O desconsumo é uma liberação pessoal e um compromisso ecológico. A enésima reportagem sobre a exaustão da Natureza com o modo de vida consumista angustia as pessoas por alguns minutos, mas depois elas voltam ao “normal”, pois o problema é tão grande que nem sabem como agir. Imagine se plantar árvores e “desconsumir” se tornasse a nova moda? São as melhores ações, em nível pessoal,  que de fato podem ajudar a Natureza a se reconstruir e...creia-me, é fonte de alegria cotidiana. Se para plantar árvores são necessários grandes espaços, desconsumir significa esvaziar o espaço que você já tem, portanto, está ao alcance de qualquer um/a.

Colocar-se o objetivo, modesto nos primeiros tempos, de eliminar um objeto por dia nas nossas vidas, pode ser a primeira via do desconsumo.

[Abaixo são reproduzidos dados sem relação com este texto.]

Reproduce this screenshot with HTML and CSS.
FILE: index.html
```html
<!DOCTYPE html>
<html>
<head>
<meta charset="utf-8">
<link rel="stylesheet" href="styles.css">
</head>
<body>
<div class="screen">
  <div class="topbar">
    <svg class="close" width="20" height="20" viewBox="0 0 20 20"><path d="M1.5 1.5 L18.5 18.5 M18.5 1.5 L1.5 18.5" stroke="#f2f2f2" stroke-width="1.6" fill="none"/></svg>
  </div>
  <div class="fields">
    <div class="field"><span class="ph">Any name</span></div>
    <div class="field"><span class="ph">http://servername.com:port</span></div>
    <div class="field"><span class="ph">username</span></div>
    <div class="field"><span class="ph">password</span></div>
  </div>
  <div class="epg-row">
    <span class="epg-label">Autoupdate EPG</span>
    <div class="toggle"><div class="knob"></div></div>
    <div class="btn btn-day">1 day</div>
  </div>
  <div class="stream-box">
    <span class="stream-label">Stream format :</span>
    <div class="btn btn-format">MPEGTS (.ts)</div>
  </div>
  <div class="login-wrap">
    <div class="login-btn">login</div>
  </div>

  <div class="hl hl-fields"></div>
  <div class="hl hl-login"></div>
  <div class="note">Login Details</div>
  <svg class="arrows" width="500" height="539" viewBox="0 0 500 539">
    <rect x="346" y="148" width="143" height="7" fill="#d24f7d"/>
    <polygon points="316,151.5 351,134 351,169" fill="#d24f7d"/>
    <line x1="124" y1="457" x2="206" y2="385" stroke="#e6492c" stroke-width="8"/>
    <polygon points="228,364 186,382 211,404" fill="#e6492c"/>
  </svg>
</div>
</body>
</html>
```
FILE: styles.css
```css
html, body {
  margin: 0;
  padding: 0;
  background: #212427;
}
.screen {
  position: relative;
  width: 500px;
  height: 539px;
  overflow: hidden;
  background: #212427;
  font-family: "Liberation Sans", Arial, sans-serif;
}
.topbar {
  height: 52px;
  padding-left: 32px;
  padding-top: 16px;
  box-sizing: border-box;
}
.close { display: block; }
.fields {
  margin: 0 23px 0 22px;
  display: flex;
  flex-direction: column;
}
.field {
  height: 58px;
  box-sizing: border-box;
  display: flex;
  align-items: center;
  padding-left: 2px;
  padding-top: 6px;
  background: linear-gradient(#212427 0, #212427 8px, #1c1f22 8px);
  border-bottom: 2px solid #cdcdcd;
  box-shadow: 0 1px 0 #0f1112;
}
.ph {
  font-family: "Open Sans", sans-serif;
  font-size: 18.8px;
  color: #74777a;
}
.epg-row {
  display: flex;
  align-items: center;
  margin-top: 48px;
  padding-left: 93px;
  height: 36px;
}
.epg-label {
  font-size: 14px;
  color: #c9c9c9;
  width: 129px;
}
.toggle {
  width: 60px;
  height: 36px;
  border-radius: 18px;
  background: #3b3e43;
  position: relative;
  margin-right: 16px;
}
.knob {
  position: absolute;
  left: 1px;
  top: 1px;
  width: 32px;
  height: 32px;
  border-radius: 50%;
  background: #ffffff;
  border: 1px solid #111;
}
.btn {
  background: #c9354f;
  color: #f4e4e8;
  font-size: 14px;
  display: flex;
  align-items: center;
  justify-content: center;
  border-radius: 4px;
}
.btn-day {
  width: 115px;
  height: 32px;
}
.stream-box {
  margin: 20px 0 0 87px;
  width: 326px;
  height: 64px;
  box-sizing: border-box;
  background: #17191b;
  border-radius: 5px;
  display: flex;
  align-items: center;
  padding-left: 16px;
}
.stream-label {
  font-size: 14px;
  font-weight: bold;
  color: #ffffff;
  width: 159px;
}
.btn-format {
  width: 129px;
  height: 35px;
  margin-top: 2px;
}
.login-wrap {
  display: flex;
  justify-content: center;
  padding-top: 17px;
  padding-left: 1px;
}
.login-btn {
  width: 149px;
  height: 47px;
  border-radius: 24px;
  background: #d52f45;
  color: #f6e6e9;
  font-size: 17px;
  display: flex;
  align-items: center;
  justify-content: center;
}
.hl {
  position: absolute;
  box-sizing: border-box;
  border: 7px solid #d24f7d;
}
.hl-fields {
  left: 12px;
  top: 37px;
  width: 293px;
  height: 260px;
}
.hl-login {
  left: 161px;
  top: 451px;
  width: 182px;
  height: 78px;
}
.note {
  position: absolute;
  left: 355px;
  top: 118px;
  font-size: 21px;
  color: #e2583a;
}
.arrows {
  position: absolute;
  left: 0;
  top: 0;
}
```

Começa-se, por exemplo, por observar o que não usamos há anos e imaginar a quem podemos dar esse presente: um livro que gostamos tanto que demonstramos nossa amizade pra alguém, ofertando-o; uma roupa em bom estado que não usamos e que vai cair muito bem em alguém do círculo familiar; uns biscoitos que levamos pro trabalho pra partilhar com os colegas; objetos de casa, do escritório, que podem ser mais úteis pra outra pessoa. Quando o hábito se instala mesmo, vale até misturar dois xampus diferentes e colocar uma embalagem vazia pra reciclar, eliminando o tal do objeto do dia.

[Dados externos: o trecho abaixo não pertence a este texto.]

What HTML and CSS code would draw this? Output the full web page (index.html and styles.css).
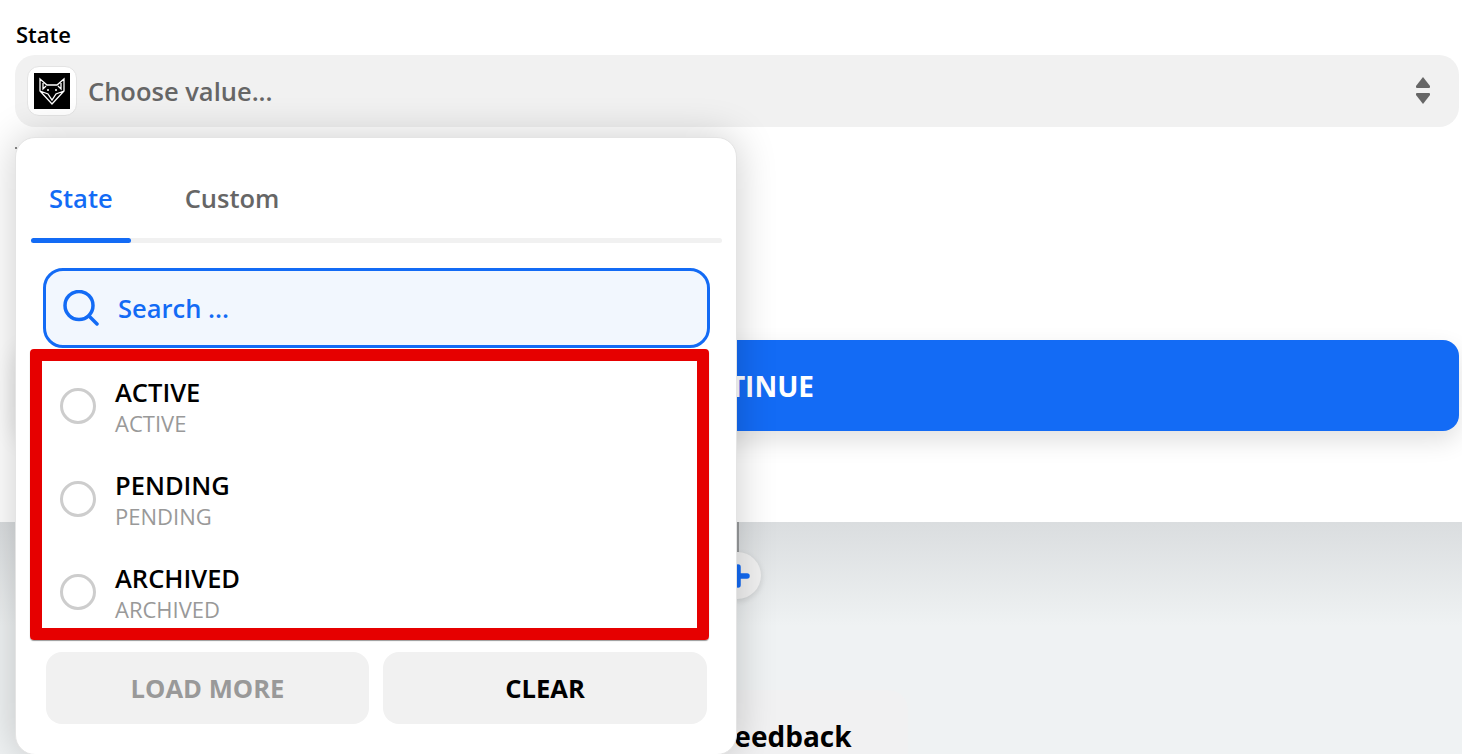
FILE: index.html
```html
<!DOCTYPE html>
<html lang="en">
<head>
    <meta charset="UTF-8">
    <title>State field</title>
    <link rel="stylesheet" href="styles.css">
</head>
<body>
  <div class="page">
    <section class="form-panel">
      <label class="field-label">State</label>
      <div class="select-box">
        <span class="app-icon">
          <span class="app-icon-inner">
            <svg viewBox="0 0 36 36" width="36" height="36">
              <rect width="36" height="36" fill="#000"/>
              <path d="M6 6 L13 12 H23 L30 6 V18 L18 31 L6 18 Z M6 18 L14 21 L18 27 L22 21 L30 18 M9 10 V16 L12 13 M27 10 V16 L24 13" fill="none" stroke="#fff" stroke-width="1.3"/>
              <circle cx="14" cy="17" r="1" fill="#fff"/>
              <circle cx="22" cy="17" r="1" fill="#fff"/>
            </svg>
          </span>
        </span>
        <span class="select-placeholder">Choose value...</span>
        <svg class="select-arrows" viewBox="0 0 16 28" width="16" height="28">
          <path d="M8 0 L15 9 Q15.5 11 14 11 H2 Q0.5 11 1 9 Z" fill="#666"/>
          <path d="M8 27 L15 18 Q15.5 16 14 16 H2 Q0.5 16 1 18 Z" fill="#666"/>
        </svg>
      </div>
      <span class="peek-dot"></span>
      <button class="continue-btn">CONTINUE</button>
    </section>

    <section class="canvas-panel">
      <div class="connector"></div>
      <div class="add-step">
        <svg viewBox="0 0 24 24" width="24" height="24">
          <path d="M12 3 V21 M3 12 H21" stroke="#136bf5" stroke-width="5.5" stroke-linecap="round"/>
        </svg>
      </div>
      <div class="feedback-card">Feedback</div>
    </section>

    <div class="popover">
      <div class="tabs">
        <span class="tab tab-active">State</span>
        <span class="tab">Custom</span>
      </div>
      <div class="tab-track"><div class="tab-bar"></div></div>

      <div class="search-box">
        <svg viewBox="0 0 36 36" width="36" height="36">
          <circle cx="16" cy="15.5" r="14" fill="none" stroke="#136bf5" stroke-width="3.5"/>
          <path d="M26 26 L34 34" stroke="#136bf5" stroke-width="3.5" stroke-linecap="round"/>
        </svg>
        <span>Search ...</span>
      </div>

      <div class="option-list">
        <div class="option">
          <span class="radio"></span>
          <div class="option-text">
            <div class="option-title">ACTIVE</div>
            <div class="option-sub">ACTIVE</div>
          </div>
        </div>
        <div class="option">
          <span class="radio"></span>
          <div class="option-text">
            <div class="option-title">PENDING</div>
            <div class="option-sub">PENDING</div>
          </div>
        </div>
        <div class="option">
          <span class="radio"></span>
          <div class="option-text">
            <div class="option-title">ARCHIVED</div>
            <div class="option-sub">ARCHIVED</div>
          </div>
        </div>
      </div>

      <div class="popover-actions">
        <button class="action-btn action-disabled">LOAD MORE</button>
        <button class="action-btn">CLEAR</button>
      </div>
    </div>
  </div>
</body>
</html>
```

FILE: styles.css
```css
* {
    box-sizing: border-box;
}
body {
    margin: 0;
    font-family: "Open Sans", "Liberation Sans", sans-serif;
    background-color: #fff;
    overflow: hidden;
}
.page {
    position: relative;
    width: 1462px;
    height: 754px;
    overflow: hidden;
}
.form-panel {
    height: 522px;
    padding: 20px 3px 0 15px;
    background-color: #fff;
}
.field-label {
    display: block;
    height: 35px;
    padding-left: 1px;
    font-size: 22px;
    font-weight: 600;
    line-height: 28px;
    color: #000;
}
.select-box {
    display: flex;
    align-items: center;
    height: 72px;
    padding: 0 28px 0 12px;
    background-color: #f1f1f1;
    border-radius: 20px;
}
.app-icon {
    display: flex;
    align-items: center;
    justify-content: center;
    width: 50px;
    height: 50px;
    background-color: #fff;
    border: 1px solid #e4e4e4;
    border-radius: 12px;
}
.app-icon-inner {
    display: block;
    width: 36px;
    height: 36px;
}
.select-placeholder {
    margin-left: 11px;
    font-size: 25.5px;
    font-weight: 600;
    color: #666;
}
.select-arrows {
    margin-left: auto;
}
/* tip of the next field's label, shows through the popover's corner */
.peek-dot {
    display: block;
    width: 2px;
    height: 2px;
    margin-top: 20px;
    background-color: #888;
}
.continue-btn {
    display: block;
    width: calc(100% - 1px);
    height: 91px;
    margin: 191px 0 0 1px;
    padding-left: 650px;
    background-color: #136bf5;
    border: none;
    border-radius: 16px;
    box-shadow: 0 10px 24px rgba(0,0,0,0.12);
    color: #fff;
    font-family: inherit;
    font-size: 28px;
    font-weight: 700;
    text-align: left;
}
.canvas-panel {
    position: relative;
    height: 232px;
    background: linear-gradient(#dadddf, #eff2f3 45%);
}
.connector {
    width: 2px;
    height: 30px;
    margin-left: 737px;
    background-color: #9a9c9e;
}
.add-step {
    display: flex;
    align-items: center;
    justify-content: center;
    width: 47px;
    height: 47px;
    margin-left: 714px;
    background-color: #f1f1f1;
    border-radius: 50%;
    box-shadow: 0 2px 6px rgba(0,0,0,0.12);
}
.feedback-card {
    width: 308px;
    height: 96px;
    margin: 91px 0 0 600px;
    padding: 27px 0 0 119px;
    background-color: #f1f1f2;
    border-radius: 20px;
    font-size: 28px;
    font-weight: 700;
    color: #000;
}
.popover {
    position: absolute;
    top: 137px;
    left: 15px;
    display: flex;
    flex-direction: column;
    width: 722px;
    height: 618px;
    background-color: #fff;
    border: 1px solid #e4e4e4;
    border-radius: 20px;
    box-shadow: 0 0 40px rgba(0,0,0,0.2);
}
.tabs {
    display: flex;
    gap: 72px;
    height: 100px;
    padding: 40px 0 0 33px;
    font-size: 25.5px;
    font-weight: 600;
    line-height: 40px;
    color: #666;
}
.tab-active {
    color: #136bf5;
}
.tab-track {
    height: 5px;
    margin: 0 14px 0 15px;
    background-color: #f1f1f1;
    border-radius: 3px;
}
.tab-bar {
    width: 100px;
    height: 5px;
    background-color: #136bf5;
    border-radius: 3px;
}
.search-box {
    display: flex;
    align-items: center;
    gap: 19px;
    height: 80px;
    margin: 25px 26px 0 27px;
    padding-left: 17px;
    background-color: #f2f7fe;
    border: 3px solid #136bf5;
    border-radius: 20px;
    font-size: 25.5px;
    font-weight: 600;
    color: #136bf5;
}
.option-list {
    height: 291px;
    margin: 1px 27px 0 14px;
    overflow: hidden;
    border: 12px solid #e60000;
    border-radius: 4px;
    box-shadow: 0 1px 1px rgba(0,0,0,0.4);
}
.option {
    display: flex;
    align-items: flex-start;
    height: 93px;
    padding: 14px 0 0 18px;
}
.radio {
    width: 36px;
    height: 36px;
    margin-top: 13px;
    background-color: #fff;
    border: 3px solid #cdcdcd;
    border-radius: 50%;
}
.option-text {
    margin-left: 19px;
}
.option-title {
    font-size: 25.5px;
    font-weight: 600;
    line-height: 34px;
    color: #000;
}
.option-sub {
    font-size: 22px;
    line-height: 28px;
    color: #999;
}
.popover-actions {
    display: flex;
    gap: 14px;
    margin: 12px 29px 0 30px;
}
.action-btn {
    flex: 1;
    height: 72px;
    background-color: #f1f1f1;
    border: none;
    border-radius: 16px;
    color: #000;
    font-family: inherit;
    font-size: 25.6px;
    font-weight: 700;
}
.action-disabled {
    flex: none;
    width: 323px;
    color: #999;
}
```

É impressionante como os espaços vazios vão aparecendo em nossas vidas e o sentimento de leveza vai tomando lugar. A gente se pergunta por que não começou antes e começa a questionar naturalmente cada gesto de consumo. A segunda etapa pode chegar nesse momento: decretar que para se comprar algo é necessário “eliminar” algo que já existe em casa. Embora possa parecer difícil, o desconsumo é muito agradável, não só pelo retorno do espaço vazio em torno de nós e a possibilidade de degustar a simplicidade, mas também porque naturalmente se começa a ter mais dinheiro no bolso, pro que vale a pena de verdade.

A margem de manobra que temos hoje pra desconsumir é evidenciada pela história: uma família de classe média do início do século XX vivia com cerca de 200 itens, incluindo o sofá e as panelas; hoje ela tende a ter cerca de 20.000 itens e uma talharia sem fim. Desconsumir é se livrar de tralhas, do apego e do medo de que algo venha a faltar, se não guardarmos. Ou do medo de parecermos pobres por não estarmos consumindo “como convém”.  Um sábio da atualidade, José Mujica, ex presidente do Uruguai, diz algo encantador: “Pobre é quem precisa de muito para viver ... Não sou pobre, sou sóbrio, de bagagem leve. Vivo com apenas o suficiente para que as coisas não roubem minha liberdade”.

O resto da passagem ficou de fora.